Greta Thunberg Says Sunak's Flight Tax Cut Shows Climate 'Not Our Main Priority'

The 18-year-old activist also defended the right of protestors like Insulate Britain to "anger some people" with their tactics.
Greta Thunberg has not been officially invited to speak at the COP26 gathering in Glasgow but was swamped by activists when she arrived in the city.
Greta Thunberg has not been officially invited to speak at the COP26 gathering in Glasgow but was swamped by activists when she arrived in the city.
BEN STANSALL via Getty Images

Activist Greta Thunberg has hit out at Rishi Sunak for cutting taxes on domestic flights, saying it proves climate change is “not our main priority”.

The Swedish environmental campaigner and global sensation said the chancellor’s decision to cut air passenger duty by 50% was part of a “pattern” of policies that showed leaders were not taking “real action” against climate change.

Thunberg also addressed concerns about protests at the COP26 climate summit in Glasgow and defended the right of protestors to “anger some people” with their demonstrations.

Asked to give her reaction to Sunak’s policy in the Budget, Thunberg told the BBC’s Andrew Marr: “Of course we can’t talk about this in, like, one single policy and so on.

“But when you see a pattern of these policies, that all the time are avoiding taking real action, then I think you can draw conclusions from that pattern.

“That climate action is not really our main priority right now.”

Sunak has come under fire for the decision to cut APD, with critics saying it effectively incentivises flying at the same time that the UK is trying to persuade other countries to cut their emissions.

Thunberg has become a focal point for young activists across the world thanks to her leadership of Friday school strikes across the globe.

As she arrived in Glasgow for the COP26 climate summit she was mobbed by swamped environmental activists.

The welcoming reception she received comes in spite of the fact that she has not been officially invited to speak at the gathering of world leaders and activists, which takes place over the next fortnight.

In an interview with Marr, Thunberg was asked whether she had received an official invitation to speak.

“I don’t know, it’s very unclear, not like, officially,” she said.

“Of course, this is not just a question about me, but I think many people might be scared that if they invite too many radical young people, then that might make them look bad.”

Last month Thunberg dismissed global leaders’ words on climate change as “blah, blah, blah” — a sentiment she stood by when asked whether it was fair.

She said most people would agree with the Queen’s comments earlier this month, in which she suggested there was a lot of talk around tackling climate change but little action.

In a clip during a trip to Cardiff in which she appeared to be talking about the COP26 conference, the Queen could be heard to say it is “irritating” when “they talk, but they don’t do”.
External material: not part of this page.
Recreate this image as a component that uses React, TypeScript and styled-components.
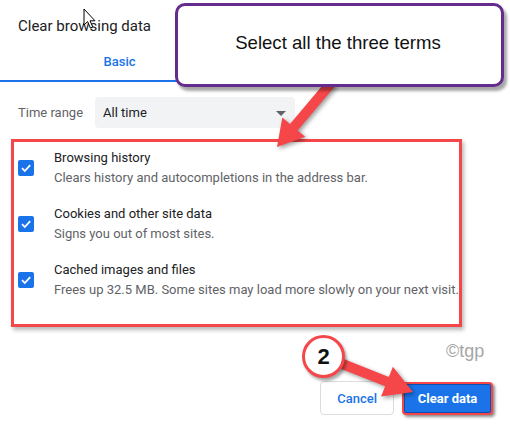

Thunberg told Marr: “Yeah, I think most people agree with that.”

A key target for the conference is whether the UK will be able to succeed in persuading countries to stick to a commitment to prevent global temperature rising 1.5C above pre-industrial levels.

Ministers have sought to dampen expectations over such a deal, with COP26 president Alok Sharma saying it would be a “tough ask”.

Thunberg said it was “possible in theory” to reach an agreement to keep global warming below 1.5C, but she added: “It’s up to us if we want that to happen.”

Protest groups such as Insulate Britain have hit the headlines in recent months for attracting the attention of the British public through extreme methods, including by blocking motorways and glueing themselves to buildings.

Thunberg said as long as nobody is hurt protests, “then I think sometimes you need to anger some people.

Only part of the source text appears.